#### DIRECTION
Go through the data and copy every line exactly, but not the images.

#### DATASET EXCERPT
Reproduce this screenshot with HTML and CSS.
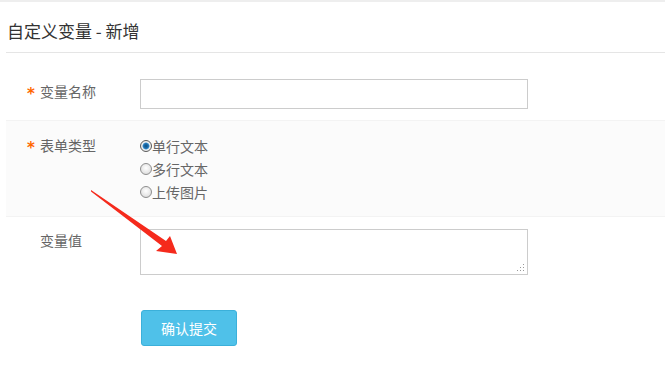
FILE: index.html
```html
<!DOCTYPE html>
<html lang="zh-CN">
<head>
<meta charset="utf-8">
<title>自定义变量 - 新增</title>
<link rel="stylesheet" href="styles.css">
</head>
<body>
<div class="topbar"></div>
<div class="page">
  <h1 class="title">自定义变量 - 新增</h1>
  <form class="form">
    <div class="row row-name">
      <label class="label"><span class="req">*</span>变量名称</label>
      <div class="field"><input class="input" type="text"></div>
    </div>
    <div class="row row-type">
      <label class="label"><span class="req">*</span>表单类型</label>
      <div class="field radios">
        <label class="radio"><input type="radio" name="t" checked><span>单行文本</span></label>
        <label class="radio"><input type="radio" name="t"><span>多行文本</span></label>
        <label class="radio"><input type="radio" name="t"><span>上传图片</span></label>
      </div>
    </div>
    <div class="row row-value">
      <label class="label"><span class="req"></span>变量值</label>
      <div class="field">
        <div class="ta-wrap">
          <textarea class="textarea"></textarea>
          <svg class="grip" width="8" height="8" viewBox="0 0 8 8">
            <rect x="6" y="0" width="1" height="1" fill="#999"/>
            <rect x="3" y="3" width="1" height="1" fill="#999"/>
            <rect x="6" y="3" width="1" height="1" fill="#999"/>
            <rect x="0" y="6" width="1" height="1" fill="#999"/>
            <rect x="3" y="6" width="1" height="1" fill="#999"/>
            <rect x="6" y="6" width="1" height="1" fill="#999"/>
          </svg>
        </div>
      </div>
    </div>
    <div class="actions">
      <button class="btn" type="button">确认提交</button>
    </div>
  </form>
</div>
<svg class="arrow" width="665" height="371" viewBox="0 0 665 371">
  <polygon points="91,190 166,241 170,236 177,254 156,251 162,246 91,191.5" fill="#f52a1c"/>
</svg>
</body>
</html>
```
FILE: styles.css
```css
html, body {
  margin: 0;
  padding: 0;
  background: #fff;
}
body {
  font-family: "Microsoft YaHei", "Noto Sans CJK SC", "Noto Sans", sans-serif;
  color: #666;
  position: relative;
  width: 665px;
  height: 371px;
  overflow: hidden;
}
.topbar {
  height: 2px;
  background: #eeeeee;
}
.page {
  padding-left: 6px;
}
.title {
  margin: 0;
  padding: 18px 0 10px 1px;
  font-size: 17px;
  line-height: 22px;
  font-weight: normal;
  color: #333;
  border-bottom: 1px solid #e5e5e5;
}
.form {
  margin: 0;
}
.row {
  display: flex;
  align-items: flex-start;
}
.label {
  width: 134px;
  box-sizing: border-box;
  padding-left: 21px;
  font-size: 14px;
  color: #666;
  display: flex;
}
.req {
  width: 13px;
  color: #f60;
  font-family: "DejaVu Sans", sans-serif;
  font-size: 15px;
  font-weight: bold;
  padding-top: 3px;
  box-sizing: border-box;
}
.field {
  flex: 1;
}
.row-name {
  padding: 26px 0 11px;
}
.row-name .label {
  line-height: 24px;
}
.input {
  display: block;
  width: 388px;
  height: 30px;
  box-sizing: border-box;
  border: 1px solid #ccc;
  margin: 0;
  padding: 0 6px;
  font-size: 14px;
  outline: none;
}
.row-type {
  background: #fbfbfb;
  border-top: 1px solid #f3f3f3;
  border-bottom: 1px solid #f3f3f3;
  padding: 13px 0 13px;
}
.row-type .label {
  line-height: 23px;
}
.radios {
  display: flex;
  flex-direction: column;
}
.radio {
  display: flex;
  align-items: center;
  height: 23px;
  font-size: 14px;
  color: #666;
}
.radio input {
  appearance: none;
  -webkit-appearance: none;
  width: 12px;
  height: 12px;
  margin: 0;
  border-radius: 50%;
  border: 1px solid #8e8e8e;
  box-sizing: border-box;
  background: radial-gradient(circle at 50% 40%, #ffffff 0%, #e6e6e6 60%, #cfcfcf 100%);
  flex: none;
}
.radio input:checked {
  background: radial-gradient(circle at 50% 50%, #0d4d7e 0%, #1e73b5 35%, #5aa2d6 45%, #f2f2f2 55%, #d8d8d8 100%);
  border-color: #5a5a5a;
}
.row-value {
  padding: 12px 0 0;
}
.row-value .label {
  line-height: 22px;
}
.ta-wrap {
  position: relative;
  width: 388px;
}
.textarea {
  display: block;
  width: 388px;
  height: 46px;
  box-sizing: border-box;
  border: 1px solid #ccc;
  margin: 0;
  padding: 4px 6px;
  font-family: inherit;
  font-size: 14px;
  resize: none;
  outline: none;
}
.grip {
  position: absolute;
  right: 3px;
  bottom: 3px;
}
.actions {
  padding: 35px 0 0 135px;
}
.btn {
  width: 96px;
  height: 36px;
  margin: 0;
  padding: 0;
  background: #4fc1e9;
  border: 1px solid #3bb0da;
  border-radius: 3px;
  color: #fff;
  font-family: inherit;
  font-size: 14px;
  cursor: pointer;
}
.arrow {
  position: absolute;
  left: 0;
  top: 0;
  pointer-events: none;
}
```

#### REPLY TO THE TASK
Reproduce this screenshot with HTML and CSS.
FILE: index.html
```html
<!DOCTYPE html>
<html lang="zh-CN">
<head>
<meta charset="utf-8">
<title>自定义变量 - 新增</title>
<link rel="stylesheet" href="styles.css">
</head>
<body>
<div class="topbar"></div>
<div class="page">
  <h1 class="title">自定义变量 - 新增</h1>
  <form class="form">
    <div class="row row-name">
      <label class="label"><span class="req">*</span>变量名称</label>
      <div class="field"><input class="input" type="text"></div>
    </div>
    <div class="row row-type">
      <label class="label"><span class="req">*</span>表单类型</label>
      <div class="field radios">
        <label class="radio"><input type="radio" name="t" checked><span>单行文本</span></label>
        <label class="radio"><input type="radio" name="t"><span>多行文本</span></label>
        <label class="radio"><input type="radio" name="t"><span>上传图片</span></label>
      </div>
    </div>
    <div class="row row-value">
      <label class="label"><span class="req"></span>变量值</label>
      <div class="field">
        <div class="ta-wrap">
          <textarea class="textarea"></textarea>
          <svg class="grip" width="8" height="8" viewBox="0 0 8 8">
            <rect x="6" y="0" width="1" height="1" fill="#999"/>
            <rect x="3" y="3" width="1" height="1" fill="#999"/>
            <rect x="6" y="3" width="1" height="1" fill="#999"/>
            <rect x="0" y="6" width="1" height="1" fill="#999"/>
            <rect x="3" y="6" width="1" height="1" fill="#999"/>
            <rect x="6" y="6" width="1" height="1" fill="#999"/>
          </svg>
        </div>
      </div>
    </div>
    <div class="actions">
      <button class="btn" type="button">确认提交</button>
    </div>
  </form>
</div>
<svg class="arrow" width="665" height="371" viewBox="0 0 665 371">
  <polygon points="91,190 166,241 170,236 177,254 156,251 162,246 91,191.5" fill="#f52a1c"/>
</svg>
</body>
</html>
```
FILE: styles.css
```css
html, body {
  margin: 0;
  padding: 0;
  background: #fff;
}
body {
  font-family: "Microsoft YaHei", "Noto Sans CJK SC", "Noto Sans", sans-serif;
  color: #666;
  position: relative;
  width: 665px;
  height: 371px;
  overflow: hidden;
}
.topbar {
  height: 2px;
  background: #eeeeee;
}
.page {
  padding-left: 6px;
}
.title {
  margin: 0;
  padding: 18px 0 10px 1px;
  font-size: 17px;
  line-height: 22px;
  font-weight: normal;
  color: #333;
  border-bottom: 1px solid #e5e5e5;
}
.form {
  margin: 0;
}
.row {
  display: flex;
  align-items: flex-start;
}
.label {
  width: 134px;
  box-sizing: border-box;
  padding-left: 21px;
  font-size: 14px;
  color: #666;
  display: flex;
}
.req {
  width: 13px;
  color: #f60;
  font-family: "DejaVu Sans", sans-serif;
  font-size: 15px;
  font-weight: bold;
  padding-top: 3px;
  box-sizing: border-box;
}
.field {
  flex: 1;
}
.row-name {
  padding: 26px 0 11px;
}
.row-name .label {
  line-height: 24px;
}
.input {
  display: block;
  width: 388px;
  height: 30px;
  box-sizing: border-box;
  border: 1px solid #ccc;
  margin: 0;
  padding: 0 6px;
  font-size: 14px;
  outline: none;
}
.row-type {
  background: #fbfbfb;
  border-top: 1px solid #f3f3f3;
  border-bottom: 1px solid #f3f3f3;
  padding: 13px 0 13px;
}
.row-type .label {
  line-height: 23px;
}
.radios {
  display: flex;
  flex-direction: column;
}
.radio {
  display: flex;
  align-items: center;
  height: 23px;
  font-size: 14px;
  color: #666;
}
.radio input {
  appearance: none;
  -webkit-appearance: none;
  width: 12px;
  height: 12px;
  margin: 0;
  border-radius: 50%;
  border: 1px solid #8e8e8e;
  box-sizing: border-box;
  background: radial-gradient(circle at 50% 40%, #ffffff 0%, #e6e6e6 60%, #cfcfcf 100%);
  flex: none;
}
.radio input:checked {
  background: radial-gradient(circle at 50% 50%, #0d4d7e 0%, #1e73b5 35%, #5aa2d6 45%, #f2f2f2 55%, #d8d8d8 100%);
  border-color: #5a5a5a;
}
.row-value {
  padding: 12px 0 0;
}
.row-value .label {
  line-height: 22px;
}
.ta-wrap {
  position: relative;
  width: 388px;
}
.textarea {
  display: block;
  width: 388px;
  height: 46px;
  box-sizing: border-box;
  border: 1px solid #ccc;
  margin: 0;
  padding: 4px 6px;
  font-family: inherit;
  font-size: 14px;
  resize: none;
  outline: none;
}
.grip {
  position: absolute;
  right: 3px;
  bottom: 3px;
}
.actions {
  padding: 35px 0 0 135px;
}
.btn {
  width: 96px;
  height: 36px;
  margin: 0;
  padding: 0;
  background: #4fc1e9;
  border: 1px solid #3bb0da;
  border-radius: 3px;
  color: #fff;
  font-family: inherit;
  font-size: 14px;
  cursor: pointer;
}
.arrow {
  position: absolute;
  left: 0;
  top: 0;
  pointer-events: none;
}
```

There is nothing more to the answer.